Wa Ad Dalam Fiqih Muamalah

Agama | Friday, 20 Jan 2023, 19:42 WIB

Dalam setiap akan melakukan suatu kegiatan bersama sesorang/pihak tertentu tidak jarang kita memberikan sebuah janji, dimana janji tersebut hanyalah bersifat forward/mustaqbal. Maksud nya adalah pihak yang diberi janji tidak memikul tanggung jawab apapun kepada pihak yang memberi janji. Dalam islam ini dikenal sebagai Wa’Ad.

Janji atau dalam bahasa arab disebut dengan al-wa`du merupakan bentuk masdar dari kata wa`da ya`idu wa`dan wa`idatan wamau`dan. Kata wa`ad digunakan untuk sesuatu yang baik dan sesuatu yang buruk, tetapi kebanyakan digunakan untuk sesuatu yang baik. Sedangkan menurut istilah, wa`ad adalah mengikat bagian-bagian yang akan dilakukan dengan ijab dan qabul yang sesuai dengan syariah. Menurut al-`aini, wa`ad adalah berita yang menghubungkan kebaikan pada waktu yang akan datang. Secara etimologis wa`ad memiliki arti di antaranya adalah hadda yang berarti ancaman (al-wa`id), dan takhawwafa (menakut-nakuti).

Dalam pandangan fiqih muamalah, akad dan wa`ad adalah hal yang berbeda walaupun keduanya hampir sama karena merupakan suatu bentuk perjanjian. Akad merupakan suatu kesepakatan bersama antara kedua belah pihak atau lebih baik secara lisan, isyarat, maupun tulisan yang memiliki implikasi hukum yang mengikat untuk melaksanakannya. Sedangkan wa`ad adalah janji antara satu pihak kepada pihak lainnya, pihak yang diberi janji tidak memikul kewajiban apapun terhadap pihak lainnya. Hal ini memberikan isyarat bahwa, wa`ad memiliki perbedaan dari segi implikasi hukum semenjak tercapainya kesepakatan, yakni dalam akad menimbulkan hak dan kewajiban, akan tetapi dalam wa`ad tidak menimbulkan hak dan kewajiban.

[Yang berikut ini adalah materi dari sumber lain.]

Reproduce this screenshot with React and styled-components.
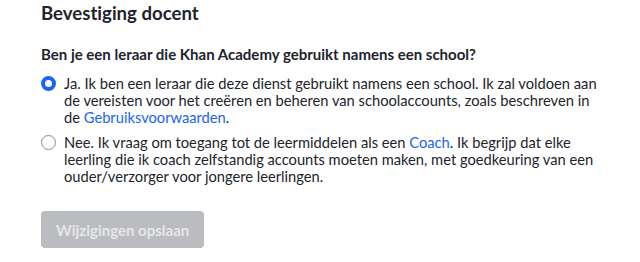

Selain konsep Wa’Ad, dalam fiqih muamalah juga terdapat istilah Muwa’adah (saling berjanji). Saling berjanji dapat diartikan satu pihak berjanji akan melakukan sesuatu pada masa akan datang dan pihak yang menerima janji juga berjanji untuk melakukan perbuatan hukum yang setara (Nazih Hammad, 2007: 87). Saling berjanji (Muwa’adah) dari segi bentuknya menyerupai akad, tetapi secara substansi, saling berjanji (Muwa’adah) bukanlah akad

Perbedaan WA’AD dan AKAD

WA’AD

- Hanya mengikat satu pihak

- Syarat dan ketentuan belum didefinisikan dengan baik

- Sanksi yang diterima lebih merupakan sanksi moral

AKAD

- Mengikat kedua belah pihak

- Syarat dan ketentuan sudah didefinisikan dengan baik

- Sanksi yang diterima sesuai dengan yang sudah disepakati

Sumber : Karim,2010:65

Contoh WA’AD

1. Nikah

Ketika kita khitbah maka yang ada adalah janji akan menikah belum kepada akad pernikahannya.

2. Sukuk

Pada saat jatuh tempo kita berjanji akan membeli kembali fortofolio yang telah kita beli

3. Ijarah

Ketika kita menyewa motor kita berjanji akan mengembalikan nya setelah selesai menggunakan nya

Hukum Wa’Ad menurut para fuqaha

A. Mustahab

Menurut mayoritas ahli fiqih (jumhur fuqāha) yaitu Hanafiyah, Syafi`iyah, Hanabilah dan sebagian Malikiyah janji hukumnya mengikat secara agama tetapi tidak mengikat secara hukum formal, dikarenakan janji merupakan kewajiban agama (mulzimun diniyah) dan bukan kewajiban hukum formal (ghair mulzim qadhaan) karena wa`ad merupakan akad tabarru` (kebijakan/ kedermawanan) dan akad tabarru` tidaklah lazimah (mengikat).

B. Wajib Mutlak

Sebagian ulama berpendapat bahwasanya semua janji hukumnya mengikat, artinya jika seseorang berjanji kepada orang lain maka janji tersebut wajib untuk dipenuhi. Pendapat ini didukung oleh `Umar bin `Abdul `Aziz, Hasan Bashri, Ibnu Hajar al-`Asqalāni, Ishaq bin Ibrāhim bin Rahawiya (gurunya imam Bukhari), dan beberapa ulama yang mendukung hukum wajib mutlak.

C. Wajib Mu’allaq

Terdapat dua jenis wajib mu`allaq, pertama wajib memenuhi janji baik syarat tersebut dapat dipenuhi atau tidak dapat dipenuhi. Kedua tidak wajib memenuhi janji kecuali syaratnya terpenuhi. Jenis yang pertama menurut Ibn Najim tidak ada keharusan memenuhi janji kecuali apabila dikaitkan (mu`allaq). Jenis yang kedua merupakan jenis yang disepakati dan diunggulkan oleh madzhab Malikiyah, diantaranya Ibnu Qasim, al-Qurafi dan Sahnun, dan sesuai dengan fatwa yang dikeluarkan oleh majma` al-fiqh al-Islami kelima yaitu “janji bagi pihak yang berjanji hukumnya mengikat secara agama kecuali ada halangan (udzur) dan mengikat secara hukum formal jika dikaitkan dengan sebab. Sedangkan perjanjian (yaitu antara dua pihak atau lebih) dalam jual beli murabaḥāh dibolehkan dengan syarat harus ada khiyar (hak memilih), apabila dalam perjanjian tersebut tidak ada khiyar maka perjanjiannya tidak diperbolehkan”.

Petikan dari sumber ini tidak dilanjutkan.